┏━━

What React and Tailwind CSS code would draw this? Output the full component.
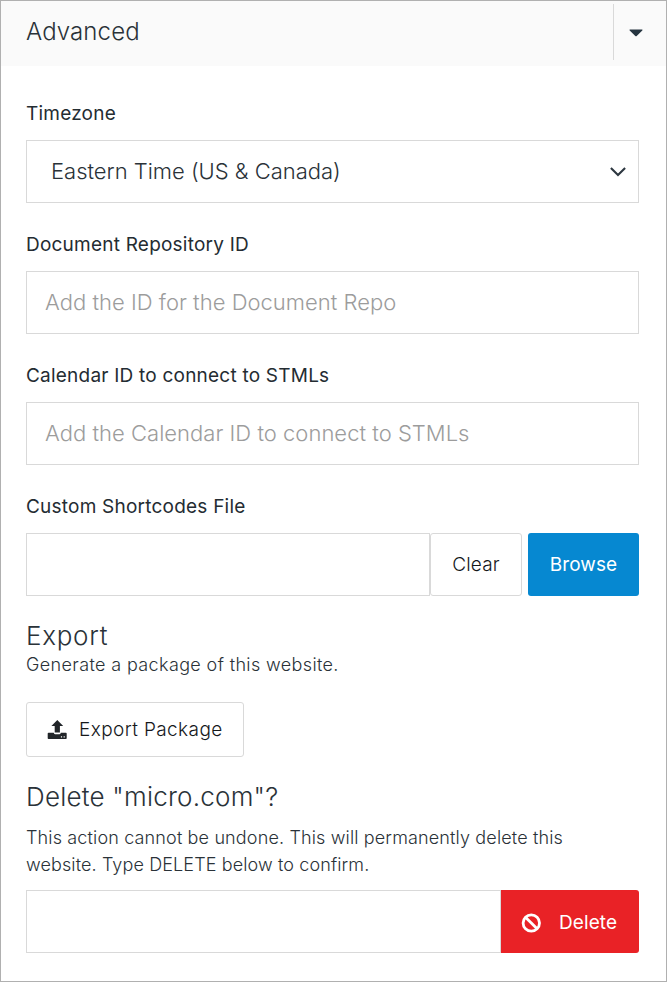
function Caret() {
  return (
    <svg width="14" height="8" viewBox="0 0 14 8" className="block">
      <path d="M1.2.5h11.600c.7 0 .9.6.5 1.100L7.700 7c-.4.4-1 .4-1.400 0L.7 1.600C.3 1.100.5.5 1.200.5z" fill="#263540" />
    </svg>
  );
}

function Chevron() {
  return (
    <svg width="16" height="10" viewBox="0 0 16 10" className="block" fill="none" stroke="#2d3740" strokeWidth="2.1">
      <path d="M.9 1l7.100 7 7.100-7" />
    </svg>
  );
}

function UploadIcon() {
  return (
    <svg width="20" height="20" viewBox="0 0 20 20" className="block">
      <path d="M10.300 0l5.900 5.900h-3.300v6.600H7.700V5.900H4.400z" fill="#212529" />
      <path
        d="M1.500 12.700h5.300c.2 1.100 1 1.500 2 1.500h3c1 0 1.800-.4 2-1.500h5.100c.5 0 .8.3.8.8v4.700c0 .5-.3.800-.8.800H1.500c-.5 0-.8-.3-.8-.8v-4.700c0-.5.3-.8.8-.8z"
        fill="#212529"
      />
      <path d="M13.900 16.300h1.200v1.200h-1.200zM16.600 16.300h1.200v1.200h-1.200z" fill="#fff" />
    </svg>
  );
}

function BanIcon() {
  return (
    <svg width="20" height="20" viewBox="0 0 20 20" className="block" fill="none" stroke="#fff" strokeWidth="2.800">
      <circle cx="10.300" cy="10" r="8.200" />
      <path d="M4.500 4.200l11.600 11.600" />
    </svg>
  );
}

function Label({ children }) {
  return <div className="h-[27px] text-[19px] leading-[27px] font-normal tracking-[0.22px] text-[#242c32]">{children}</div>;
}

function Field({ label, placeholder }) {
  return (
    <div className="mb-[28px]">
      <Label>{label}</Label>
      <div className="mt-[13px] flex h-[63px] items-center border border-[#d9d9d9] pl-[18px] text-[22px] font-light tracking-[0.02px] text-[#9c9c9c]">
        {placeholder}
      </div>
    </div>
  );
}

export default function App() {
  return (
    <div className="h-[982px] w-[667px] border border-[#b0b0b0] bg-white font-['Inter',sans-serif] text-[#2a3238]">
      <header className="flex h-[65px] bg-[#fafafa] pl-[25px]">
        <h2 className="flex-1 pt-[13px] text-[24px] leading-[36px] font-light tracking-[0.12px]">Advanced</h2>
        <button className="mt-[3px] flex h-[56px] w-[53px] items-center justify-center border-l border-[#d9d9d9] pt-px pr-[9px]">
          <Caret />
        </button>
      </header>

      <main className="pt-[34px] pr-[27px] pl-[25px]">
        <div className="mb-[28px]">
          <Label>Timezone</Label>
          <div className="mt-[13px] flex h-[63px] items-center justify-between border border-[#d9d9d9] pr-[12px] pl-[24px] text-[22px] font-light">
            <span className="tracking-[-0.02px]">Eastern Time (US &amp; Canada)</span>
            <Chevron />
          </div>
        </div>
        <Field label="Document Repository ID" placeholder="Add the ID for the Document Repo" />
        <Field label="Calendar ID to connect to STMLs" placeholder="Add the Calendar ID to connect to STMLs" />

        <Label>Custom Shortcodes File</Label>
        <div className="mt-[13px] flex h-[63px]">
          <div className="flex-1 border border-[#d9d9d9]" />
          <button className="w-[92px] rounded-[3px] border border-[#d9d9d9] pt-[2px] text-[19px] font-light tracking-[0.15px] text-[#15181b]">Clear</button>
          <button className="ml-[6px] w-[111px] rounded-[3px] bg-[#0688d1] pt-[2px] text-[19px] font-normal tracking-[0.1px] text-white">Browse</button>
        </div>

        <h3 className="mt-[22px] text-[26px] leading-[36px] font-light tracking-[0.72px]">Export</h3>
        <p className="text-[18px] leading-[22px] font-light tracking-[0.37px]">Generate a package of this website.</p>
        <button className="mt-[26px] flex h-[55px] w-[218px] items-center rounded-[3px] border border-[#d9d9d9] pl-[20px] text-[19px] font-light text-[#15181b]">
          <UploadIcon />
          <span className="ml-[12px] pt-[2px] tracking-[0.39px]">Export Package</span>
        </button>

        <h3 className="mt-[22px] text-[26px] leading-[36px] font-light tracking-[0.22px]">Delete "micro.com"?</h3>
        <p className="mt-[9px] text-[18px] leading-[27px] font-light tracking-[0.145px]">
          This action cannot be undone. This will permanently delete this
          <br />
          <span className="tracking-[0.115px]">website. Type DELETE below to confirm.</span>
        </p>
        <div className="mt-[12px] flex h-[63px]">
          <div className="flex-1 border border-[#d9d9d9]" />
          <button className="flex w-[138px] items-center rounded-r-[3px] bg-[#e92226] pt-[2px] pl-[20px] text-[19px] text-white">
            <BanIcon />
            <span className="ml-[18px] pt-[2px] tracking-[0.1px]">Delete</span>
          </button>
        </div>
      </main>
    </div>
  );
}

┗━━

■ AIM: Only a number is wanted: how many lines of the material include the word "this".

■ TASK OUTPUT: 3